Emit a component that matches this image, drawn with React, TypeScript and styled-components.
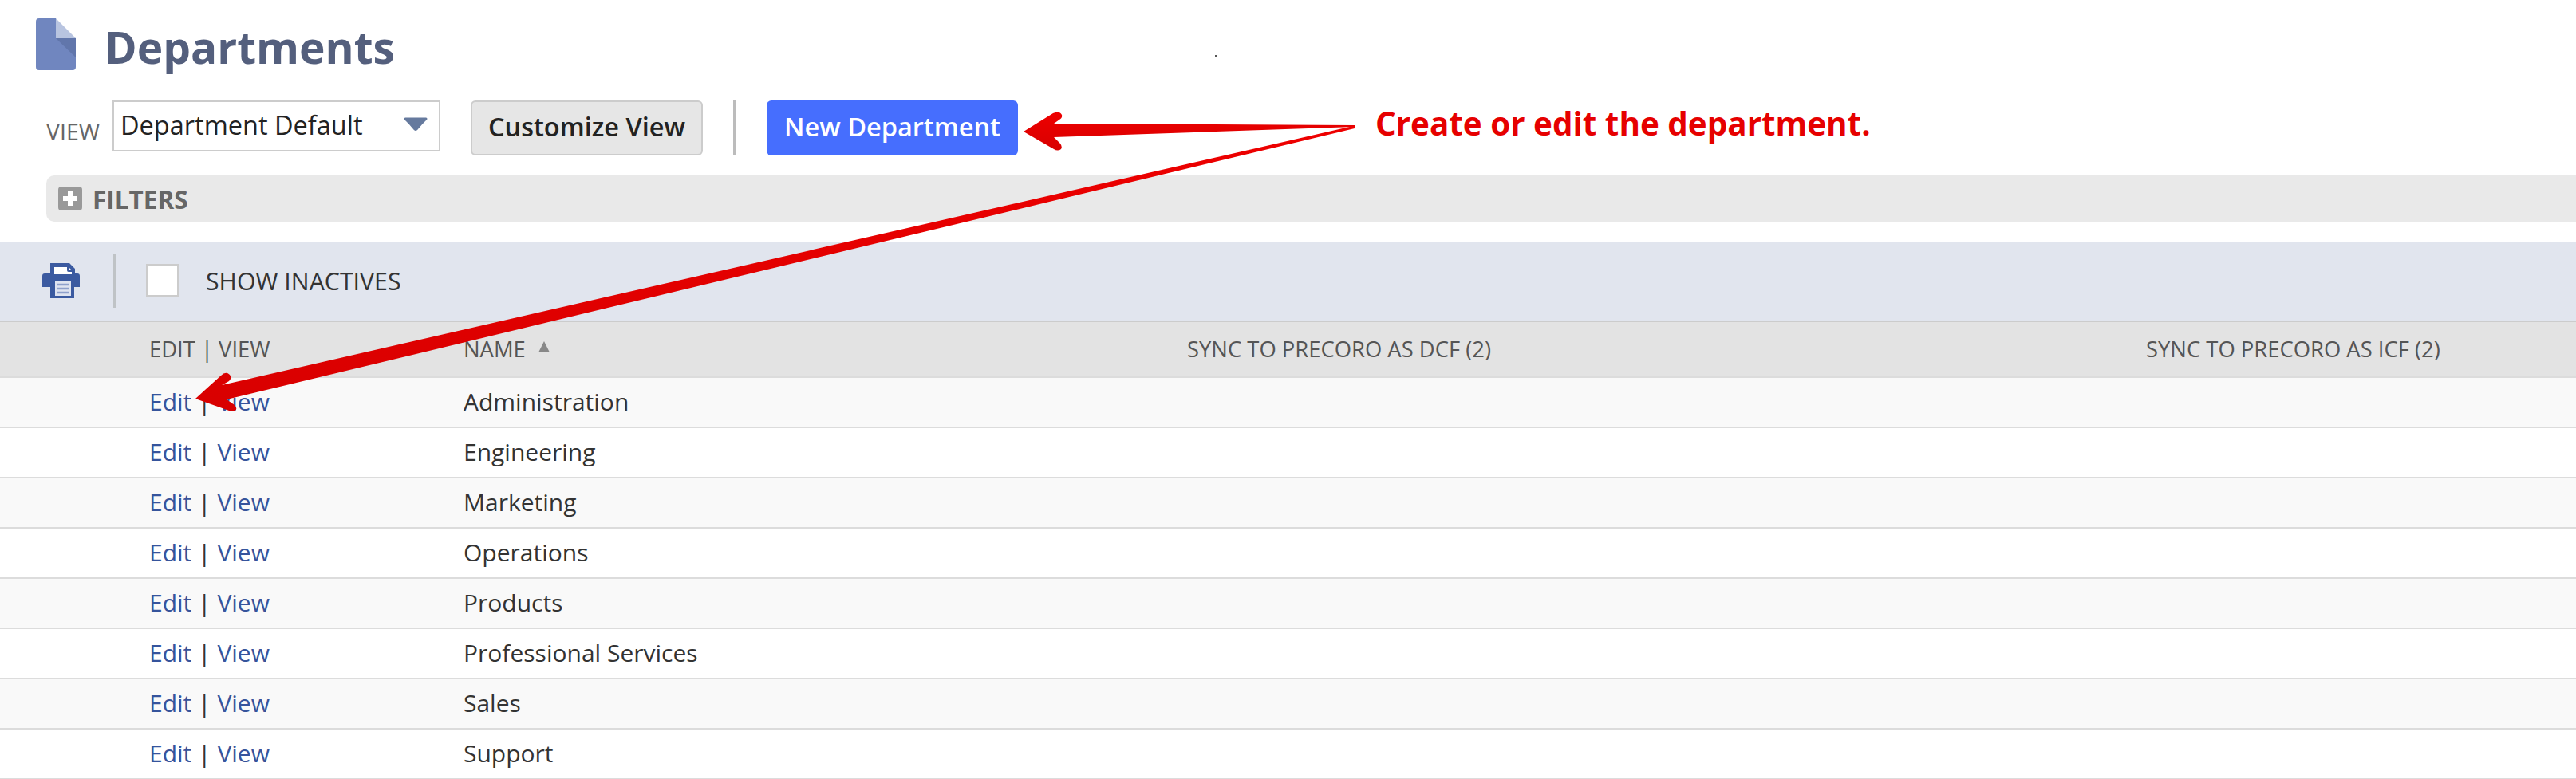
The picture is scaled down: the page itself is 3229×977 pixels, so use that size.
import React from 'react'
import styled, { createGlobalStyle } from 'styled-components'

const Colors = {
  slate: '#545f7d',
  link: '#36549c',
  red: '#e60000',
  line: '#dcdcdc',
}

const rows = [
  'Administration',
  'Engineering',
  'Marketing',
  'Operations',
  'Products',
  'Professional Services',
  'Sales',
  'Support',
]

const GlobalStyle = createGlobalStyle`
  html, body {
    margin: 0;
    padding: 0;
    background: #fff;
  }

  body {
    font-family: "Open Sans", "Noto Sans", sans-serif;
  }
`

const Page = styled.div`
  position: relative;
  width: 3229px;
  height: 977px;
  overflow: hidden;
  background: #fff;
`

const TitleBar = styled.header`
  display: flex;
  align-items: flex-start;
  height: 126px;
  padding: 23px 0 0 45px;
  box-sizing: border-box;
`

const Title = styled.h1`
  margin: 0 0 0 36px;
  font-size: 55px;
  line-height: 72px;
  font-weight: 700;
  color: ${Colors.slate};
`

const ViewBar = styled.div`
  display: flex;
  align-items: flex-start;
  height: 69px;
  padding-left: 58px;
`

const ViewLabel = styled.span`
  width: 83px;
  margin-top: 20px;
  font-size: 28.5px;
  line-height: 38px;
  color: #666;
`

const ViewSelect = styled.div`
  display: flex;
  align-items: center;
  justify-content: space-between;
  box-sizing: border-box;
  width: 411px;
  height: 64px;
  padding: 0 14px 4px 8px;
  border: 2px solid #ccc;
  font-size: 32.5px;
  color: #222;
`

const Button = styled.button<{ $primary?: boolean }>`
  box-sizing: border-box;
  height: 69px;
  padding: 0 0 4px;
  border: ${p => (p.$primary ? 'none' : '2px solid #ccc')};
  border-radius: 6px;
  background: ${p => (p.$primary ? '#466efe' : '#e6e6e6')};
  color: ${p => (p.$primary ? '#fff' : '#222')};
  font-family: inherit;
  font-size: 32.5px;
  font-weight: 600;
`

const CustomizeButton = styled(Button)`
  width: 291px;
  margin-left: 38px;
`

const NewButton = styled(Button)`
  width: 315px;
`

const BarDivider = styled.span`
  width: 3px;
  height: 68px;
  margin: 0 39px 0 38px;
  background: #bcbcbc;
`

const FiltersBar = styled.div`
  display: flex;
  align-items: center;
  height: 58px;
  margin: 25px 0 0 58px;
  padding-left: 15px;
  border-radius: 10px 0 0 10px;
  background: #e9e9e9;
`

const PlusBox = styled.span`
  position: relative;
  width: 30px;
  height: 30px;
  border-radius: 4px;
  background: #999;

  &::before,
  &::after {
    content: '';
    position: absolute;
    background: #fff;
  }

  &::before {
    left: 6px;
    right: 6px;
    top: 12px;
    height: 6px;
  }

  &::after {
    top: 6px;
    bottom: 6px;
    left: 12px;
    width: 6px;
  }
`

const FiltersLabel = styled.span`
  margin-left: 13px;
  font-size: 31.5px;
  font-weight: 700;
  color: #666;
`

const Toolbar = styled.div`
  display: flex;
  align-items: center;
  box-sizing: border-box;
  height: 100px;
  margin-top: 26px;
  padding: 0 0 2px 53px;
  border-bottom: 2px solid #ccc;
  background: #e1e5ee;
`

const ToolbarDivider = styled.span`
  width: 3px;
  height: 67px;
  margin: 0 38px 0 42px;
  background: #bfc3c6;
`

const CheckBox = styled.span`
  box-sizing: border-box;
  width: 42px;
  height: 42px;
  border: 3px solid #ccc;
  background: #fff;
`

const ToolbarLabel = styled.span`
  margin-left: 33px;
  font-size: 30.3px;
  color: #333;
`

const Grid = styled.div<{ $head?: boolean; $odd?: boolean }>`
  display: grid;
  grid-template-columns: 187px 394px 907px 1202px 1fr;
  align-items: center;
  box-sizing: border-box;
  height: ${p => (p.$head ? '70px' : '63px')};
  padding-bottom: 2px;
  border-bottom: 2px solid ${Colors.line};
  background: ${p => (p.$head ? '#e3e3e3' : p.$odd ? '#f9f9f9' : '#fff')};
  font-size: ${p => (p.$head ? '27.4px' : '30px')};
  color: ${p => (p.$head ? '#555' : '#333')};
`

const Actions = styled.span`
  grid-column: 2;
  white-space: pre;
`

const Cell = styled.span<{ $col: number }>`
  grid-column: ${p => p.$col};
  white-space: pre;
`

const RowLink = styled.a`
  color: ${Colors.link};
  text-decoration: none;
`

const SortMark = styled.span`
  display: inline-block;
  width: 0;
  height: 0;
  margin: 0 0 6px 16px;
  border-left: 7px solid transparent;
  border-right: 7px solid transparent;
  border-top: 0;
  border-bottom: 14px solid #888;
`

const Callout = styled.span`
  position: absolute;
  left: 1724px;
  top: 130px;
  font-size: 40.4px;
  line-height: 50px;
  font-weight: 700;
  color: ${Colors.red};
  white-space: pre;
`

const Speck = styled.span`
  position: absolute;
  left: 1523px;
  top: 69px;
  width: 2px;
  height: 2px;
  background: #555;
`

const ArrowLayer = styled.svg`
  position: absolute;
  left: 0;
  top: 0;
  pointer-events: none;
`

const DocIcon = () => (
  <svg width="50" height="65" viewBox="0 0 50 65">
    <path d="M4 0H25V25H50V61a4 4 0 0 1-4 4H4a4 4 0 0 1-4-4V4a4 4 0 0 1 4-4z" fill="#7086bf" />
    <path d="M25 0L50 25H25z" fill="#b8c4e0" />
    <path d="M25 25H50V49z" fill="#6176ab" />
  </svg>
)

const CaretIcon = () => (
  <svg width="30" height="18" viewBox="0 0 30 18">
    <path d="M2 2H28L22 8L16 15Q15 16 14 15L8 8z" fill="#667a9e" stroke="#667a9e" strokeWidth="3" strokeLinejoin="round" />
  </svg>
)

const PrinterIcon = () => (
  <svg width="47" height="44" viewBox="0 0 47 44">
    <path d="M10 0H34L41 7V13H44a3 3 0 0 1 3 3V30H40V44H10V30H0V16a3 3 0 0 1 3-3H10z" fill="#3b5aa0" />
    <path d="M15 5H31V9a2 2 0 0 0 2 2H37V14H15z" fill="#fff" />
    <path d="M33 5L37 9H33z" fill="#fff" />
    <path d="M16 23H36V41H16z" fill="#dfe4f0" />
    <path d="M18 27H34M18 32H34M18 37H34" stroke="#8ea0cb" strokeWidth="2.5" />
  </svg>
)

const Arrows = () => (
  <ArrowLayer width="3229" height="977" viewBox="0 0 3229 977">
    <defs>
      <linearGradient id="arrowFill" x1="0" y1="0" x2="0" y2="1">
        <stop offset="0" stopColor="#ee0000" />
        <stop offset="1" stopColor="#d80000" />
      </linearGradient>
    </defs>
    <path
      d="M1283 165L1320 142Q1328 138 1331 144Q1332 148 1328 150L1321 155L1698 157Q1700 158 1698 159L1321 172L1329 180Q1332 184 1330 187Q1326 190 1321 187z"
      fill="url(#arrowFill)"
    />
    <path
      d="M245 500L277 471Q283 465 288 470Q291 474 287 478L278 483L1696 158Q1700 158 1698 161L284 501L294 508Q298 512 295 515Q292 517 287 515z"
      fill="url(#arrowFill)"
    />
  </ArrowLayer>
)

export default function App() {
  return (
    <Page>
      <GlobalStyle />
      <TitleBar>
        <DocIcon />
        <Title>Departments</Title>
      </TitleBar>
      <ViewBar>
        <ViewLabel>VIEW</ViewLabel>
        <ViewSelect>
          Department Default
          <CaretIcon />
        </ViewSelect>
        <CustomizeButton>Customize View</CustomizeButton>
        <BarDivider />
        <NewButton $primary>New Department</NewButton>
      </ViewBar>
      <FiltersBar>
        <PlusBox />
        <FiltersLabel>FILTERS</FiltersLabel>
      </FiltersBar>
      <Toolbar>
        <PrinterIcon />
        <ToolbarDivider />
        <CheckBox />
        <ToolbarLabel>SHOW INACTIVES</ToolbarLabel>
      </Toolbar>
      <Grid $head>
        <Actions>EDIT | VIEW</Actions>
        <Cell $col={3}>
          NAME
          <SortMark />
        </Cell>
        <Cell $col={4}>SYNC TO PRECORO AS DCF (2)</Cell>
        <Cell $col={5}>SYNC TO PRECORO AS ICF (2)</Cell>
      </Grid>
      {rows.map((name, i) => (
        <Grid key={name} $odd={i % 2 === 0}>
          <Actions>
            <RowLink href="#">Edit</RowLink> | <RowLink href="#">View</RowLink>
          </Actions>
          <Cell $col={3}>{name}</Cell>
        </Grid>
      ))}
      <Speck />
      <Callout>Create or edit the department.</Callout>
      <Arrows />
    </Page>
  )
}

**WHAT YOU HAVE TO DO**: Choose all lines containing the string "components" and copy them out.

**TASK RESPONSE**:
Emit a component that matches this image, drawn with React, TypeScript and styled-components.
import styled, { createGlobalStyle } from 'styled-components'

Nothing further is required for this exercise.